Das Klinikum Hochsauerland äußerte ebenfalls Kritik. Ganze Leistungsbereiche des Klinikums seien im Atlas nicht richtig dargestellt. Es fehlten etwa 10.000 Behandlungsfälle, also rund ein Viertel des gesamten Versorgungsspektrums. Hierzu gehörten alle bis 2023 im Klinikum Hochsauerland am Standort Marienhospital durchgeführten Versorgungsleistungen der Kliniken für Innere Medizin, Neurochirurgie, Unfallchirurgie und Orthopädie in Alt-Arnsberg. Im Zuge der Eröffnung des neuen Notfall- und Intensivzentrums seien die Leistungsangebote verlagert worden.

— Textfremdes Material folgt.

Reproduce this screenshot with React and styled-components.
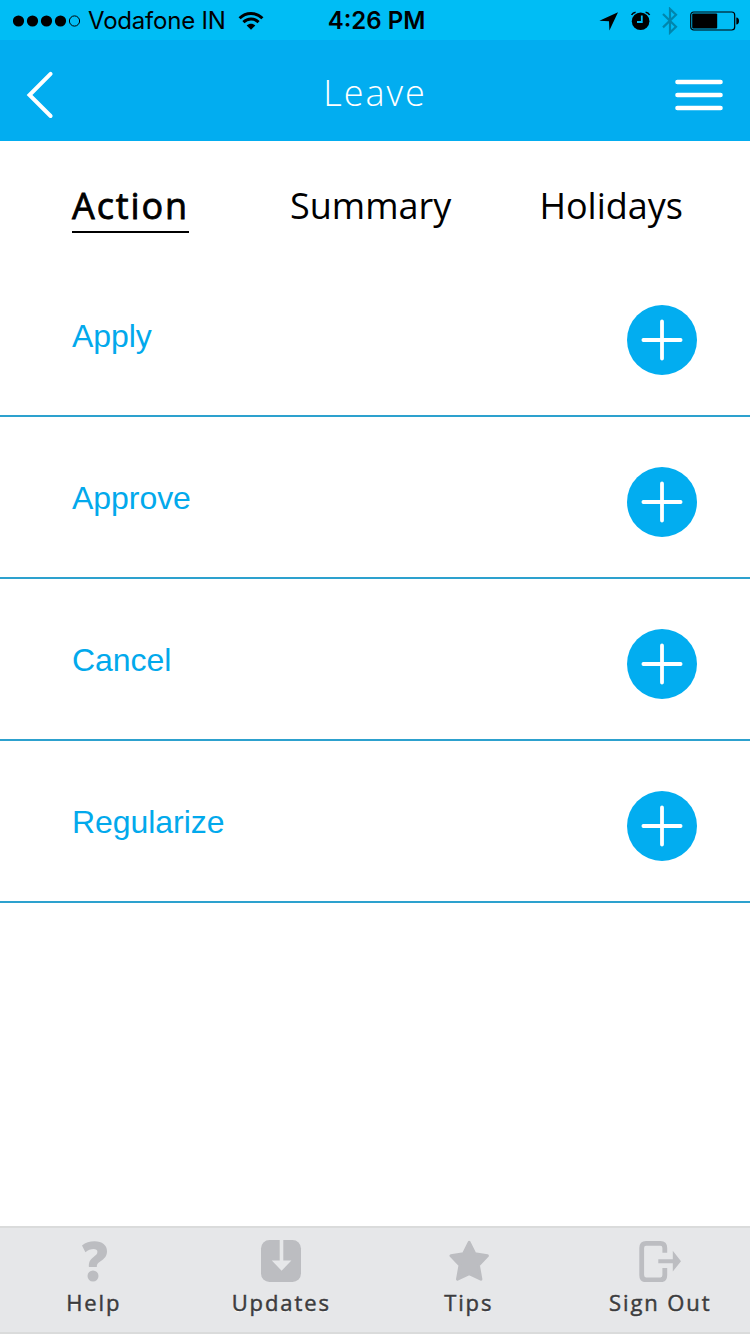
import { useState } from "react";
import styled, { createGlobalStyle } from "styled-components";

const tabs = ["Action", "Summary", "Holidays"];
const actions = ["Apply", "Approve", "Cancel", "Regularize"];

function StatusBar() {
  return (
    <StatusWrapper>
      <div className="status-left">
        <svg width="68" height="12" viewBox="0 0 68 12">
          <circle cx="5.5" cy="6" r="5.6" />
          <circle cx="19.5" cy="6" r="5.6" />
          <circle cx="33.5" cy="6" r="5.6" />
          <circle cx="47.5" cy="6" r="5.6" />
          <circle cx="61.5" cy="6" r="5.1" fill="none" stroke="#000" strokeWidth="1" />
        </svg>
        <Carrier>Vodafone IN</Carrier>
        <svg className="wifi" width="26" height="20" viewBox="0 0 26 20">
          <g fill="none" stroke="#000" strokeWidth="3">
            <path d="M1.6 7.2C8 .8 18 .8 24.4 7.2" />
            <path d="M5.4 11.1C9.8 6.9 16.2 6.9 20.6 11.1" />
          </g>
          <path d="M8.7 14.4C11.2 12.1 14.8 12.1 17.3 14.4L13 18.7Z" />
        </svg>
      </div>
      <Clock>4:26 PM</Clock>
      <div className="status-right">
        <svg width="20" height="20" viewBox="0 0 20 20">
          <path d="M19 1.2L.4 9.8L10 10.2L10.4 19.4Z" />
        </svg>
        <svg className="alarm" width="20" height="20" viewBox="0 0 20 20">
          <circle cx="9.6" cy="10.2" r="8.8" />
          <path d="M.6 4Q1.8 1.7 4.6 1.3M18.6 4Q17.4 1.7 14.6 1.3" fill="none" stroke="#000" strokeWidth="1.6" />
          <path d="M10.8 4.6V11H6" fill="none" stroke="#00bdf5" strokeWidth="1.8" />
        </svg>
        <svg className="bluetooth" width="16" height="28" viewBox="0 0 16 28">
          <path d="M1 7L14 19.8L8 25.6V2L14 7.8L1 20.4" fill="none" stroke="#0086ad" strokeWidth="2.2" />
        </svg>
        <svg className="battery" width="50" height="20" viewBox="0 0 50 20">
          <rect x=".7" y="1" width="44" height="18" rx="3" fill="none" stroke="#000" strokeWidth="1.2" />
          <rect x="2.2" y="2.6" width="25" height="14.8" rx="1" />
          <path d="M46.3 6.4Q49 6.6 49 10Q49 13.4 46.3 13.6Z" />
        </svg>
      </div>
    </StatusWrapper>
  );
}

function Header() {
  return (
    <HeaderWrapper>
      <IconButton aria-label="Back">
        <svg width="28" height="50" viewBox="0 0 28 50">
          <path d="M24.6 3.8L3.5 25L24.6 46" fill="none" stroke="#fff" strokeWidth="4" strokeLinecap="round" />
        </svg>
      </IconButton>
      <Title>Leave</Title>
      <IconButton aria-label="Menu">
        <svg width="48" height="34" viewBox="0 0 48 34">
          <path d="M2.4 4H45.6M2.4 17H45.6M2.4 30H45.6" stroke="#fff" strokeWidth="4.4" strokeLinecap="round" />
        </svg>
      </IconButton>
    </HeaderWrapper>
  );
}

function HelpIcon() {
  return (
    <svg width="42" height="44" viewBox="0 0 42 44">
      <path d="M9 7.4C12.6 4.8 16.6 3.3 21.6 3.3C29.2 3.3 34 7.2 34 13.2C34 18.3 31.4 20.6 27.2 23.4C24.4 25.3 23.8 26.3 23.8 29H15.9C15.6 23.8 17.2 21.4 20.6 18.9C23.2 16.9 24.4 15.9 24.4 13.7C24.4 11.9 22.9 11.1 20.6 11.1C17.8 11.1 15.2 12.2 12.4 14.2Z" />
      <circle cx="20" cy="38" r="5.5" />
    </svg>
  );
}

function UpdatesIcon() {
  return (
    <svg width="42" height="44" viewBox="0 0 42 44">
      <rect x="1" y="2" width="40" height="42" rx="8.5" />
      <path d="M19.7 2H23.3V22.5H31.4L21.6 32.7L11.8 22.5H19.7Z" fill="#e6e7e9" />
    </svg>
  );
}

function TipsIcon() {
  return (
    <svg width="42" height="44" viewBox="0 0 42 44">
      <path
        d="M21.2 4.4L26.8 15.7L39.4 17.8L30.4 27.2L32.9 41.2L21.2 35.6L9.5 41.2L12 27.2L3 17.8L15.6 15.7Z"
        stroke="#bcbdc1"
        strokeWidth="3"
        strokeLinejoin="round"
      />
    </svg>
  );
}

function SignOutIcon() {
  return (
    <svg width="42" height="44" viewBox="0 0 42 44">
      <path
        d="M25.8 14.8V10Q25.8 5.3 21.5 5.3H7Q2.7 5.3 2.7 10V37Q2.7 41.8 7 41.8H21.5Q25.8 41.8 25.8 37V30"
        fill="none"
        stroke="#bcbdc1"
        strokeWidth="4.8"
      />
      <path d="M19.3 21.2H33.8V12.8L42 23.2L33.8 33.5V25.2H19.3Z" />
    </svg>
  );
}

const footerItems = [
  { label: "Help", icon: <HelpIcon /> },
  { label: "Updates", icon: <UpdatesIcon /> },
  { label: "Tips", icon: <TipsIcon /> },
  { label: "Sign Out", icon: <SignOutIcon />, indent: "8px" },
];

function App() {
  const [active, setActive] = useState("Action");

  return (
    <>
      <GlobalStyle />
      <Page>
        <StatusBar />
        <Header />
        <TabBar>
          {tabs.map((tab) => (
            <Tab key={tab} $active={tab === active} onClick={() => setActive(tab)}>
              {tab}
            </Tab>
          ))}
        </TabBar>
        <List>
          {actions.map((action) => (
            <Row key={action}>
              <RowLabel>{action}</RowLabel>
              <AddButton aria-label={action}>
                <svg width="42" height="42" viewBox="0 0 42 42">
                  <path d="M2.4 21H39.6M21 2.4V39.6" stroke="#fff" strokeWidth="3.8" strokeLinecap="round" />
                </svg>
              </AddButton>
            </Row>
          ))}
        </List>
        <Footer>
          {footerItems.map(({ label, icon, indent }) => (
            <FooterItem key={label} $indent={indent}>
              {icon}
              <span>{label}</span>
            </FooterItem>
          ))}
        </Footer>
      </Page>
    </>
  );
}

const GlobalStyle = createGlobalStyle`
  * {
    box-sizing: border-box;
    margin: 0;
    padding: 0;
  }

  body {
    background: #fff;
  }

  button {
    border: none;
    background: none;
    cursor: pointer;
  }

  svg {
    display: block;
    flex-shrink: 0;
  }
`;

const Page = styled.div`
  display: flex;
  flex-direction: column;
  width: 750px;
  height: 1334px;
  background: #fff;
  overflow: hidden;
`;

const StatusWrapper = styled.div`
  display: grid;
  grid-template-columns: 1fr auto 1fr;
  align-items: center;
  height: 40px;
  padding: 1px 10px 0 13px;
  background: #00bdf5;
  font-family: Inter, sans-serif;
  color: #000;

  .status-left,
  .status-right {
    display: flex;
    align-items: center;
  }

  .status-right {
    justify-content: flex-end;
  }

  .wifi {
    margin-left: 12px;
  }

  .alarm {
    margin-left: 12px;
  }

  .bluetooth {
    margin-left: 11px;
  }

  .battery {
    margin-left: 12px;
  }
`;

const Carrier = styled.span`
  margin-left: 7px;
  font-size: 24px;
  letter-spacing: -0.2px;
  line-height: 39px;
  white-space: nowrap;
`;

const Clock = styled.span`
  font-size: 24px;
  font-weight: 600;
  line-height: 39px;
  white-space: nowrap;
`;

const HeaderWrapper = styled.header`
  display: grid;
  grid-template-columns: 1fr auto 1fr;
  align-items: center;
  height: 101px;
  padding: 8px 27px 0 26px;
  background: #02adf0;

  button:last-child {
    justify-self: end;
  }
`;

const IconButton = styled.button`
  justify-self: start;
`;

const Title = styled.h1`
  margin-top: -3px;
  padding-left: 1px;
  font-family: "Open Sans", sans-serif;
  font-size: 36px;
  font-weight: 300;
  letter-spacing: 2px;
  line-height: 48px;
  color: #fff;
`;

const TabBar = styled.nav`
  display: flex;
  align-items: flex-start;
  height: 114px;
  padding: 42px 67px 0 72px;
`;

const Tab = styled.button`
  height: 50px;
  padding-bottom: 2px;
  border-bottom: 2px solid ${({ $active }) => ($active ? "#000" : "transparent")};
  font-family: "Open Sans", sans-serif;
  font-size: 36px;
  font-weight: 400;
  letter-spacing: ${({ $active }) => ($active ? "1.9px" : "0")};
  line-height: 46px;
  color: #000;
  -webkit-text-stroke: ${({ $active }) => ($active ? "0.8px #000" : "0")};

  &:first-child {
    width: 117px;
    white-space: nowrap;
  }

  &:nth-child(2) {
    margin-left: 101px;
  }

  &:last-child {
    margin-left: auto;
  }
`;

const List = styled.main`
  flex: 1;
`;

const Row = styled.div`
  display: flex;
  justify-content: space-between;
  align-items: flex-start;
  height: 162px;
  padding: 50px 53px 0 72px;
  border-bottom: 2px solid #2da1ce;
`;

const RowLabel = styled.span`
  margin-top: 12px;
  font-family: "Liberation Sans", sans-serif;
  font-size: 32px;
  letter-spacing: -0.05px;
  line-height: 38px;
  color: #02a9ec;
`;

const AddButton = styled.button`
  display: flex;
  justify-content: center;
  align-items: center;
  width: 70px;
  height: 70px;
  border-radius: 50%;
  background: #02adf0;
`;

const Footer = styled.footer`
  display: grid;
  grid-template-columns: repeat(4, 1fr);
  height: 108px;
  border-top: 2px solid #dadbdb;
  border-bottom: 2px solid #dadbdb;
  background: #e6e7e9;
`;

const FooterItem = styled.button`
  display: flex;
  flex-direction: column;
  align-items: center;
  padding-top: 10px;
  padding-left: ${({ $indent }) => $indent || "0"};
  font-family: "Open Sans", sans-serif;
  font-size: 22px;
  font-weight: 400;
  letter-spacing: 1.9px;
  line-height: 30px;
  color: #3c3c3e;
  text-shadow: 0 1px 1px #fff;
  -webkit-text-stroke: 0.5px #3c3c3e;

  svg {
    fill: #bcbdc1;
  }

  span {
    margin-top: 5px;
  }
`;

export default App;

„Die Versorgungsangebote sind damit aber natürlich nicht entfallen, sondern werden vollumfänglich und gebündelt mit weiteren medizinischen Leistungen der umfassenden Notfallversorgung am größeren und nach modernsten Gesichtspunkten ausgestatteten Standort Karolinen-Hospital vorgehalten“, sagte der medizinische Direktor des Klinikums Hochsauerland, Peter Lütkes. „Im Bundesklinikatlas werden die Leistungen aber nicht ausgewiesen, ganz so als wären die Kliniken geschlossen“, kritisierte er.

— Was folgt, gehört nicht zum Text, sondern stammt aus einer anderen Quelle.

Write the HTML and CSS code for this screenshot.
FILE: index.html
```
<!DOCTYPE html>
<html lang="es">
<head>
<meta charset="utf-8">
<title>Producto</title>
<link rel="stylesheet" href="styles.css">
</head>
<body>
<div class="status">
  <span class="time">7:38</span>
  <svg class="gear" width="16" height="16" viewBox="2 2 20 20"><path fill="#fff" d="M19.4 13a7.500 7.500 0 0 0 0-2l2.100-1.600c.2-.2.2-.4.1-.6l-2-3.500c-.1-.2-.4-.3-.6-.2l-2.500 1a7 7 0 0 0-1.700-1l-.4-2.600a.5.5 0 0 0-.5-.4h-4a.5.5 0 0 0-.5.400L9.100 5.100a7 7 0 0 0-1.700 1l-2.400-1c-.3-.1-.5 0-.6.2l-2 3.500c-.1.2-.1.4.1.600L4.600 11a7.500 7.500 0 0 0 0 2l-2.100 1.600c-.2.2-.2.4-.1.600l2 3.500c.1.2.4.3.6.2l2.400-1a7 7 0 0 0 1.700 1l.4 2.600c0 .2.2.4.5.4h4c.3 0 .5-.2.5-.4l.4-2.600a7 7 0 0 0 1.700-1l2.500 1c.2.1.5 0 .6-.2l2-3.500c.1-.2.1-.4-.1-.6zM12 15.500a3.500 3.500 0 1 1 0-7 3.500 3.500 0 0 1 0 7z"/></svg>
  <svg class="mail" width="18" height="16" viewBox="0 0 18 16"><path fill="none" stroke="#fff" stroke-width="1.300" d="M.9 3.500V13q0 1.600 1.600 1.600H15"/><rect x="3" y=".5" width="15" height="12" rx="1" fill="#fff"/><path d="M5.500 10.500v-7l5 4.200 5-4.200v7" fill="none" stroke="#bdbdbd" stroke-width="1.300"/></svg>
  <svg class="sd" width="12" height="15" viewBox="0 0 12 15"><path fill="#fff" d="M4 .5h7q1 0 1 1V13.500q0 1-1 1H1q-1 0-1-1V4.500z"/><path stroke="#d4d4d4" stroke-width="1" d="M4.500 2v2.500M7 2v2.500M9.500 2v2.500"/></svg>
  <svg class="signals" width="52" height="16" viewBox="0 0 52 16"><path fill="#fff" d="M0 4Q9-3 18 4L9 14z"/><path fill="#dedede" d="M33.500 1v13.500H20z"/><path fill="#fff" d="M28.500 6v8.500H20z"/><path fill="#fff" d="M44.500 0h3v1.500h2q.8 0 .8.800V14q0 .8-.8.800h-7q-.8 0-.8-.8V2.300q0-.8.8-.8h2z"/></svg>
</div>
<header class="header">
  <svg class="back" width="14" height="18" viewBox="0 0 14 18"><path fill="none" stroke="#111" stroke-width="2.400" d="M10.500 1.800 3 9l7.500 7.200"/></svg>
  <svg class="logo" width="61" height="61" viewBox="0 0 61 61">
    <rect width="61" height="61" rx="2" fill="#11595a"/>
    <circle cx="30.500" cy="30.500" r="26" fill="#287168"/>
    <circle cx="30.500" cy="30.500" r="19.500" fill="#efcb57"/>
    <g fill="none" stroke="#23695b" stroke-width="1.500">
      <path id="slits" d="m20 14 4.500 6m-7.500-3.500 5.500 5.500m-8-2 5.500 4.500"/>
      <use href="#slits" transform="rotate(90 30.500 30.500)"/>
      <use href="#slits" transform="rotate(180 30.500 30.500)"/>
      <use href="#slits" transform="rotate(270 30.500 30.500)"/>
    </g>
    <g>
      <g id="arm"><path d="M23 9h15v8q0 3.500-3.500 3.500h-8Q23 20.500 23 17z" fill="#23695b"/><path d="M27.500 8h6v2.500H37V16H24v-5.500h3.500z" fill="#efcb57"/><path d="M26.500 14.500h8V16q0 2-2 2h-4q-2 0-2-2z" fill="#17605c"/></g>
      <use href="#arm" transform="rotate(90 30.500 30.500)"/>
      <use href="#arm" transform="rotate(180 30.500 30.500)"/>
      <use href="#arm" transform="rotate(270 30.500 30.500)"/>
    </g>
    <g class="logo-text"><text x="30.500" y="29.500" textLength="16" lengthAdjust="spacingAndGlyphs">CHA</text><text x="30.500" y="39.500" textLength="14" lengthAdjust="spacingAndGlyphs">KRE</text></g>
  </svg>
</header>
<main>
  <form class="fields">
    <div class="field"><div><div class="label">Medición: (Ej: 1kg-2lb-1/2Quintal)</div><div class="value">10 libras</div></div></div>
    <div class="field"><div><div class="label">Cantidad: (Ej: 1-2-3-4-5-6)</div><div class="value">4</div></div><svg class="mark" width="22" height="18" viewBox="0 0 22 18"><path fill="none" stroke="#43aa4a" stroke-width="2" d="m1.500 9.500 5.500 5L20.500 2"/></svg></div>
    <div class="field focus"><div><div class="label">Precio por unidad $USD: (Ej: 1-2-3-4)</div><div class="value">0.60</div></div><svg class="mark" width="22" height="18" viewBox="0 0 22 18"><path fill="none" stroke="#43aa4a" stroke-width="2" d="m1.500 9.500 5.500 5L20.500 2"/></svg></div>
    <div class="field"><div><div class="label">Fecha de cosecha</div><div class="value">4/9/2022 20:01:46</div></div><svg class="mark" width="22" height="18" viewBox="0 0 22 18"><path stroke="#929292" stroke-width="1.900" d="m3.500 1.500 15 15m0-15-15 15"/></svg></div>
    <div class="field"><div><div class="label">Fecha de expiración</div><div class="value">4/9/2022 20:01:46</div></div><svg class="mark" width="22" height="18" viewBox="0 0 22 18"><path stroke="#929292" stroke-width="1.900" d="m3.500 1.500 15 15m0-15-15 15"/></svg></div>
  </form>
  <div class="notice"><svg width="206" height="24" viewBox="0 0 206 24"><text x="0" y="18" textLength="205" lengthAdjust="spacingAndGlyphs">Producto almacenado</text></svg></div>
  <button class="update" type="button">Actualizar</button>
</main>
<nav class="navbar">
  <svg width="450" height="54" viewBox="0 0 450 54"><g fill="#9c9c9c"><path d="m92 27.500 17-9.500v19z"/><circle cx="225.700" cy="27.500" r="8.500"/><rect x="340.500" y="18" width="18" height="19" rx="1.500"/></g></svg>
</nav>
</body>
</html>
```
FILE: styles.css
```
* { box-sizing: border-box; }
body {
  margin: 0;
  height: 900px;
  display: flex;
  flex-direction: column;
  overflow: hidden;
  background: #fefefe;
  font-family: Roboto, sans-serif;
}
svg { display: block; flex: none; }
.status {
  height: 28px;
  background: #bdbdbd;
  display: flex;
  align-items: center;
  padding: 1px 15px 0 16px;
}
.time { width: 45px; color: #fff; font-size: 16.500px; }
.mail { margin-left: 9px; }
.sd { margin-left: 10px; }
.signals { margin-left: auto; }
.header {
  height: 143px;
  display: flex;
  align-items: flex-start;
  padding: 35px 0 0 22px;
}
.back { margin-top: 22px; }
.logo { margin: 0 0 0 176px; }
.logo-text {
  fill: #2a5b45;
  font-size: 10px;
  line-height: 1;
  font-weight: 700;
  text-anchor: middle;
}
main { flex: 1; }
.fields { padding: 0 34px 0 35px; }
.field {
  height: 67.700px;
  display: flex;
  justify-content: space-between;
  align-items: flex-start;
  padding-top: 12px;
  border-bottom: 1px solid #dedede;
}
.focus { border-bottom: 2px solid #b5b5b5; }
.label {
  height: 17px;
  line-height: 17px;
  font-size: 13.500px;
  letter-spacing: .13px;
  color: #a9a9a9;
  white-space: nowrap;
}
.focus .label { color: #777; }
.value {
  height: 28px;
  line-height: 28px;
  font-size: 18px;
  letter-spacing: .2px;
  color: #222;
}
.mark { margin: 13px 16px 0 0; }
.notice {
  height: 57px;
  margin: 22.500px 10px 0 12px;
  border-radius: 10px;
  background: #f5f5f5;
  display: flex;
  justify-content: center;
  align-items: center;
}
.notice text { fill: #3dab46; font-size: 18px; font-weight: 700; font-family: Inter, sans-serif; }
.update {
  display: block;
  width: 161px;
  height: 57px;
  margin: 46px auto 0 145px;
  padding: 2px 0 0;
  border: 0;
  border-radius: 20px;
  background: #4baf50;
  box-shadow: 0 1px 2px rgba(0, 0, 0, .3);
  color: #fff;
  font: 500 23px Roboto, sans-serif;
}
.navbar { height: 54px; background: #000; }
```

Der Bundesklinikatlas vernachlässige zudem wichtige Aspekte, betonte der Bundesverband Pflegemanagement. Völlig außer Acht gelassen werde bei der rein datenbasierten Darstellung das Zusammenspiel von pflegerischen und therapeutischen Maßnahmen, das maßgeblich zu einem besseren Outcome beitrage, kritisierte der Verband. Der Gesundheitszustand von Patientinnen und Patienten bleibe unberücksichtigt, heißt es weiter. Auch die Ausstattung mit Medizintechnik sowie der Grad der Digitalisierung fänden trotz ihres nachweislichen Effekts auf die Behandlungsqualität keine Berücksichtigung. Und: „Universitätskliniken schneiden durch ihre große Bandbreite und die höhere Komplexität der behandelten Fälle bei der gewählten Darstellung schlechter ab“, erklärt der Pflegeverband.

„Eine Möglichkeit, die Daten im Vorfeld zu prüfen oder den Bundesklinikatlas in Pilot-Einrichtungen zu testen bestand nicht“, bemängelte Sarah Lukuc, Vorstandsvorsitzende des Bundesverbands Pflegemanagement. So hätten Schwachstellen identifiziert und Fachexpertise eingebracht werden können. Der erneute Alleingang des Bundesgesundheitsministeriums verschärfe den Arbeitsalltag in den Kliniken weiter, sagte Lukuc.